- **TASK TO CARRY OUT**:
Extract the whole listing as it stands. Do not include the pictures.

- **DATASET EXTRACT**:
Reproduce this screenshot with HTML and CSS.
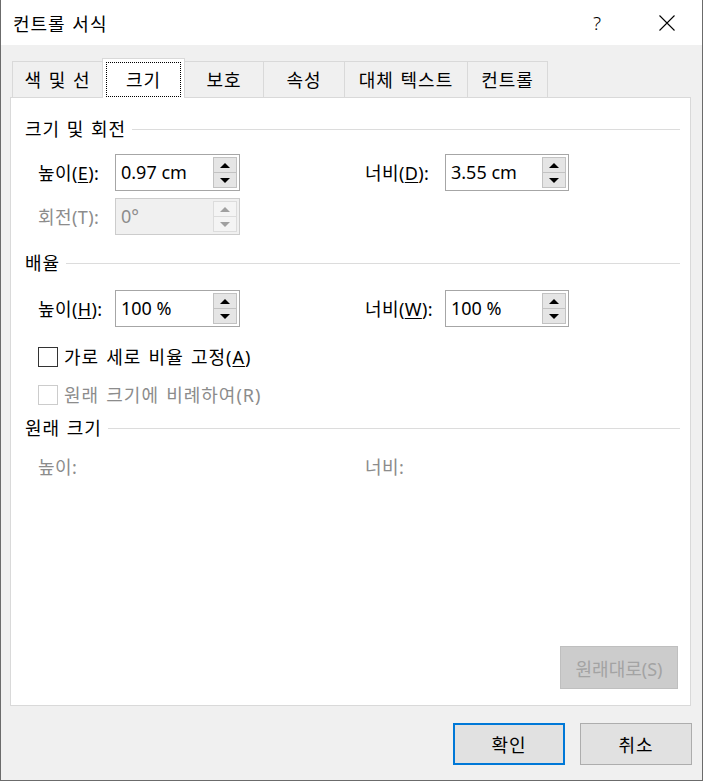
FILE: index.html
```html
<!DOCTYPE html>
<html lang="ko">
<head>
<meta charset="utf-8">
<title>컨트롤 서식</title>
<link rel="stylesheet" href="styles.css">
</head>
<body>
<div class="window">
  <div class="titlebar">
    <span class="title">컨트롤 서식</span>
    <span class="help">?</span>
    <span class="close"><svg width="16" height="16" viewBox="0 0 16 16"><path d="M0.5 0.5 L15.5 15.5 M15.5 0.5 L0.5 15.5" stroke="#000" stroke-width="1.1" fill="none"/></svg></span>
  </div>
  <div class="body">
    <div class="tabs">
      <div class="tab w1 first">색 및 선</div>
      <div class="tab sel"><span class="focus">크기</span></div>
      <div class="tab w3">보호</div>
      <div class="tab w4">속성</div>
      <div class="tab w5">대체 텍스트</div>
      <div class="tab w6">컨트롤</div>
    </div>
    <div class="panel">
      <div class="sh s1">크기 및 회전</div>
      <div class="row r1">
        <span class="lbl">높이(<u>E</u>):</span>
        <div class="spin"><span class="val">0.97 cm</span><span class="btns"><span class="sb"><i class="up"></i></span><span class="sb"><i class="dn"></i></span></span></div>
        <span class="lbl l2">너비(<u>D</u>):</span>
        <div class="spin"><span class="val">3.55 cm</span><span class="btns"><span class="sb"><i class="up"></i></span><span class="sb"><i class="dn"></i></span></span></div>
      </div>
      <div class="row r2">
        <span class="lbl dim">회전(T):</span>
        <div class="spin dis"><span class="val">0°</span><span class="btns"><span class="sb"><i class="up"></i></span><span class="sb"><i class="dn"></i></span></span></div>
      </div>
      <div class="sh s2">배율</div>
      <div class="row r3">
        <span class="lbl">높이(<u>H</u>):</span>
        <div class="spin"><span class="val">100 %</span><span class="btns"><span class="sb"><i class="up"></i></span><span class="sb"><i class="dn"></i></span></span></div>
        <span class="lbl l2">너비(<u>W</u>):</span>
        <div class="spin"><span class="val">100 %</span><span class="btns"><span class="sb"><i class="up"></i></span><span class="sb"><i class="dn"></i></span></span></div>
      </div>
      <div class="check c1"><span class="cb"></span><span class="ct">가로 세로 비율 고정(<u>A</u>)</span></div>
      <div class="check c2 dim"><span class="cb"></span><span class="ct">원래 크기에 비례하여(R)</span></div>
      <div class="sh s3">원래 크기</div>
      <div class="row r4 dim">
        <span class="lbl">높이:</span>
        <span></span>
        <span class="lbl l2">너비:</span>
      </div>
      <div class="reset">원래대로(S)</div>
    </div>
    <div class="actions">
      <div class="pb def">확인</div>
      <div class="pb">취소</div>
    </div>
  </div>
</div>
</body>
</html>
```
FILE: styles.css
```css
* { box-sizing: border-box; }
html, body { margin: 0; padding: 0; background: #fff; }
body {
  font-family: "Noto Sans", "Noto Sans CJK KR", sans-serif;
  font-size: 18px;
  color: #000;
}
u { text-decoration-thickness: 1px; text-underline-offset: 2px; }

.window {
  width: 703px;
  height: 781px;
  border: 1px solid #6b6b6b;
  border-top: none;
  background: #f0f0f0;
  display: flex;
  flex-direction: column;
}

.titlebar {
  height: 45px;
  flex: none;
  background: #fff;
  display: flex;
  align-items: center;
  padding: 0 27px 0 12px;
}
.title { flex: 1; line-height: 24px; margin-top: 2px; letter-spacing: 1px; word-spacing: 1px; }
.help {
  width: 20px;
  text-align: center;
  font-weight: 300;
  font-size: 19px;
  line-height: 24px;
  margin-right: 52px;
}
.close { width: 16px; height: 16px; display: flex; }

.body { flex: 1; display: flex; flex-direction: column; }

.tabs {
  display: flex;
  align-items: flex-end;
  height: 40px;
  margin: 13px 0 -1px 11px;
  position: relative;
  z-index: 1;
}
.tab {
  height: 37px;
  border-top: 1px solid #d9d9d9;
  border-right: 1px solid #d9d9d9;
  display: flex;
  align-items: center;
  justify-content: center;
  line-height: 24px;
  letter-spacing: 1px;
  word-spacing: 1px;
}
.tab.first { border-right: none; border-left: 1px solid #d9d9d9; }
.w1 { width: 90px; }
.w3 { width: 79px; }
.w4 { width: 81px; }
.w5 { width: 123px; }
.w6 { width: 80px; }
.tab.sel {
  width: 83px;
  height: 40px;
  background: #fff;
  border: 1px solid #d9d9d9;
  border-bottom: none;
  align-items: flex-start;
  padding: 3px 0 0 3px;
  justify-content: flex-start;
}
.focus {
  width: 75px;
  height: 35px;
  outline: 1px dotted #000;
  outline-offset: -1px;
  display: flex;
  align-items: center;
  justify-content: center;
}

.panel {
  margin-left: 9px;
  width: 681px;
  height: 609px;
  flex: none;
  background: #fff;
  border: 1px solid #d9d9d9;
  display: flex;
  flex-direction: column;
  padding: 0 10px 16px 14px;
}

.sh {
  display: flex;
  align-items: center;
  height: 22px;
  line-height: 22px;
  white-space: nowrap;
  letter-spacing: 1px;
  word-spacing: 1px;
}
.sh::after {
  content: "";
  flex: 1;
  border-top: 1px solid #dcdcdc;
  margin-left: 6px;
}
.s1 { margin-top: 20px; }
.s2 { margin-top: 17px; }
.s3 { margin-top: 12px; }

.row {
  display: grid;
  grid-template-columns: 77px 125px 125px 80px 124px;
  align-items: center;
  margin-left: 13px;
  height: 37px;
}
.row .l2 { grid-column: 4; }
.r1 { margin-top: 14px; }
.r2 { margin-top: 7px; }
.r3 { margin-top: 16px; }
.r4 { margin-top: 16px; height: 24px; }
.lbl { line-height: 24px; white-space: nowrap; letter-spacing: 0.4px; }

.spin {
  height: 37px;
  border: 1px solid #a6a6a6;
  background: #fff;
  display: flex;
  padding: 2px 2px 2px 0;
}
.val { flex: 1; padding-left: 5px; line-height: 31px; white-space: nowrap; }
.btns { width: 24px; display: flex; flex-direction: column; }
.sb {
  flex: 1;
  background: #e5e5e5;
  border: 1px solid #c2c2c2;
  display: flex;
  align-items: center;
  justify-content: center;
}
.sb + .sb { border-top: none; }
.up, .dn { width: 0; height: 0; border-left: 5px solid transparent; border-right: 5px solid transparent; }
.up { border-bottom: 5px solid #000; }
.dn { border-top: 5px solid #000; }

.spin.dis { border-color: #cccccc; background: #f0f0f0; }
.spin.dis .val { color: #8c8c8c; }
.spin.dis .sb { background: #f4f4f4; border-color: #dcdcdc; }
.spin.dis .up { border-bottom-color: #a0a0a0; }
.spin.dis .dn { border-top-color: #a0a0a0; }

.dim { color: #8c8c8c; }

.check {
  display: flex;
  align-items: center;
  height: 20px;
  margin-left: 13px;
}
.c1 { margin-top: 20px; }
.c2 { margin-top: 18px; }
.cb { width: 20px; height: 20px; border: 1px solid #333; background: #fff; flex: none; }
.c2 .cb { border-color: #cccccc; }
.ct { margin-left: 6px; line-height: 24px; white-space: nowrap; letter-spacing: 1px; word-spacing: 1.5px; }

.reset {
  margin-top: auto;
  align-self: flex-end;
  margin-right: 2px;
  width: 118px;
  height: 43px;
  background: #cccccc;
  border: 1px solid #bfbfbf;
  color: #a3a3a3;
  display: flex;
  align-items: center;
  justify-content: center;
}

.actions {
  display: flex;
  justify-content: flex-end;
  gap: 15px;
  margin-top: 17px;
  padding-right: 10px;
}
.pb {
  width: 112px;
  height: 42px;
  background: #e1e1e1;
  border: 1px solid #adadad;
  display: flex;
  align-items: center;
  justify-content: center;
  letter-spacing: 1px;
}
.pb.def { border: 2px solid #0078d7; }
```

- **ANSWER TO THE TASK**:
Reproduce this screenshot with HTML and CSS.
FILE: index.html
```html
<!DOCTYPE html>
<html lang="ko">
<head>
<meta charset="utf-8">
<title>컨트롤 서식</title>
<link rel="stylesheet" href="styles.css">
</head>
<body>
<div class="window">
  <div class="titlebar">
    <span class="title">컨트롤 서식</span>
    <span class="help">?</span>
    <span class="close"><svg width="16" height="16" viewBox="0 0 16 16"><path d="M0.5 0.5 L15.5 15.5 M15.5 0.5 L0.5 15.5" stroke="#000" stroke-width="1.1" fill="none"/></svg></span>
  </div>
  <div class="body">
    <div class="tabs">
      <div class="tab w1 first">색 및 선</div>
      <div class="tab sel"><span class="focus">크기</span></div>
      <div class="tab w3">보호</div>
      <div class="tab w4">속성</div>
      <div class="tab w5">대체 텍스트</div>
      <div class="tab w6">컨트롤</div>
    </div>
    <div class="panel">
      <div class="sh s1">크기 및 회전</div>
      <div class="row r1">
        <span class="lbl">높이(<u>E</u>):</span>
        <div class="spin"><span class="val">0.97 cm</span><span class="btns"><span class="sb"><i class="up"></i></span><span class="sb"><i class="dn"></i></span></span></div>
        <span class="lbl l2">너비(<u>D</u>):</span>
        <div class="spin"><span class="val">3.55 cm</span><span class="btns"><span class="sb"><i class="up"></i></span><span class="sb"><i class="dn"></i></span></span></div>
      </div>
      <div class="row r2">
        <span class="lbl dim">회전(T):</span>
        <div class="spin dis"><span class="val">0°</span><span class="btns"><span class="sb"><i class="up"></i></span><span class="sb"><i class="dn"></i></span></span></div>
      </div>
      <div class="sh s2">배율</div>
      <div class="row r3">
        <span class="lbl">높이(<u>H</u>):</span>
        <div class="spin"><span class="val">100 %</span><span class="btns"><span class="sb"><i class="up"></i></span><span class="sb"><i class="dn"></i></span></span></div>
        <span class="lbl l2">너비(<u>W</u>):</span>
        <div class="spin"><span class="val">100 %</span><span class="btns"><span class="sb"><i class="up"></i></span><span class="sb"><i class="dn"></i></span></span></div>
      </div>
      <div class="check c1"><span class="cb"></span><span class="ct">가로 세로 비율 고정(<u>A</u>)</span></div>
      <div class="check c2 dim"><span class="cb"></span><span class="ct">원래 크기에 비례하여(R)</span></div>
      <div class="sh s3">원래 크기</div>
      <div class="row r4 dim">
        <span class="lbl">높이:</span>
        <span></span>
        <span class="lbl l2">너비:</span>
      </div>
      <div class="reset">원래대로(S)</div>
    </div>
    <div class="actions">
      <div class="pb def">확인</div>
      <div class="pb">취소</div>
    </div>
  </div>
</div>
</body>
</html>
```
FILE: styles.css
```css
* { box-sizing: border-box; }
html, body { margin: 0; padding: 0; background: #fff; }
body {
  font-family: "Noto Sans", "Noto Sans CJK KR", sans-serif;
  font-size: 18px;
  color: #000;
}
u { text-decoration-thickness: 1px; text-underline-offset: 2px; }

.window {
  width: 703px;
  height: 781px;
  border: 1px solid #6b6b6b;
  border-top: none;
  background: #f0f0f0;
  display: flex;
  flex-direction: column;
}

.titlebar {
  height: 45px;
  flex: none;
  background: #fff;
  display: flex;
  align-items: center;
  padding: 0 27px 0 12px;
}
.title { flex: 1; line-height: 24px; margin-top: 2px; letter-spacing: 1px; word-spacing: 1px; }
.help {
  width: 20px;
  text-align: center;
  font-weight: 300;
  font-size: 19px;
  line-height: 24px;
  margin-right: 52px;
}
.close { width: 16px; height: 16px; display: flex; }

.body { flex: 1; display: flex; flex-direction: column; }

.tabs {
  display: flex;
  align-items: flex-end;
  height: 40px;
  margin: 13px 0 -1px 11px;
  position: relative;
  z-index: 1;
}
.tab {
  height: 37px;
  border-top: 1px solid #d9d9d9;
  border-right: 1px solid #d9d9d9;
  display: flex;
  align-items: center;
  justify-content: center;
  line-height: 24px;
  letter-spacing: 1px;
  word-spacing: 1px;
}
.tab.first { border-right: none; border-left: 1px solid #d9d9d9; }
.w1 { width: 90px; }
.w3 { width: 79px; }
.w4 { width: 81px; }
.w5 { width: 123px; }
.w6 { width: 80px; }
.tab.sel {
  width: 83px;
  height: 40px;
  background: #fff;
  border: 1px solid #d9d9d9;
  border-bottom: none;
  align-items: flex-start;
  padding: 3px 0 0 3px;
  justify-content: flex-start;
}
.focus {
  width: 75px;
  height: 35px;
  outline: 1px dotted #000;
  outline-offset: -1px;
  display: flex;
  align-items: center;
  justify-content: center;
}

.panel {
  margin-left: 9px;
  width: 681px;
  height: 609px;
  flex: none;
  background: #fff;
  border: 1px solid #d9d9d9;
  display: flex;
  flex-direction: column;
  padding: 0 10px 16px 14px;
}

.sh {
  display: flex;
  align-items: center;
  height: 22px;
  line-height: 22px;
  white-space: nowrap;
  letter-spacing: 1px;
  word-spacing: 1px;
}
.sh::after {
  content: "";
  flex: 1;
  border-top: 1px solid #dcdcdc;
  margin-left: 6px;
}
.s1 { margin-top: 20px; }
.s2 { margin-top: 17px; }
.s3 { margin-top: 12px; }

.row {
  display: grid;
  grid-template-columns: 77px 125px 125px 80px 124px;
  align-items: center;
  margin-left: 13px;
  height: 37px;
}
.row .l2 { grid-column: 4; }
.r1 { margin-top: 14px; }
.r2 { margin-top: 7px; }
.r3 { margin-top: 16px; }
.r4 { margin-top: 16px; height: 24px; }
.lbl { line-height: 24px; white-space: nowrap; letter-spacing: 0.4px; }

.spin {
  height: 37px;
  border: 1px solid #a6a6a6;
  background: #fff;
  display: flex;
  padding: 2px 2px 2px 0;
}
.val { flex: 1; padding-left: 5px; line-height: 31px; white-space: nowrap; }
.btns { width: 24px; display: flex; flex-direction: column; }
.sb {
  flex: 1;
  background: #e5e5e5;
  border: 1px solid #c2c2c2;
  display: flex;
  align-items: center;
  justify-content: center;
}
.sb + .sb { border-top: none; }
.up, .dn { width: 0; height: 0; border-left: 5px solid transparent; border-right: 5px solid transparent; }
.up { border-bottom: 5px solid #000; }
.dn { border-top: 5px solid #000; }

.spin.dis { border-color: #cccccc; background: #f0f0f0; }
.spin.dis .val { color: #8c8c8c; }
.spin.dis .sb { background: #f4f4f4; border-color: #dcdcdc; }
.spin.dis .up { border-bottom-color: #a0a0a0; }
.spin.dis .dn { border-top-color: #a0a0a0; }

.dim { color: #8c8c8c; }

.check {
  display: flex;
  align-items: center;
  height: 20px;
  margin-left: 13px;
}
.c1 { margin-top: 20px; }
.c2 { margin-top: 18px; }
.cb { width: 20px; height: 20px; border: 1px solid #333; background: #fff; flex: none; }
.c2 .cb { border-color: #cccccc; }
.ct { margin-left: 6px; line-height: 24px; white-space: nowrap; letter-spacing: 1px; word-spacing: 1.5px; }

.reset {
  margin-top: auto;
  align-self: flex-end;
  margin-right: 2px;
  width: 118px;
  height: 43px;
  background: #cccccc;
  border: 1px solid #bfbfbf;
  color: #a3a3a3;
  display: flex;
  align-items: center;
  justify-content: center;
}

.actions {
  display: flex;
  justify-content: flex-end;
  gap: 15px;
  margin-top: 17px;
  padding-right: 10px;
}
.pb {
  width: 112px;
  height: 42px;
  background: #e1e1e1;
  border: 1px solid #adadad;
  display: flex;
  align-items: center;
  justify-content: center;
  letter-spacing: 1px;
}
.pb.def { border: 2px solid #0078d7; }
```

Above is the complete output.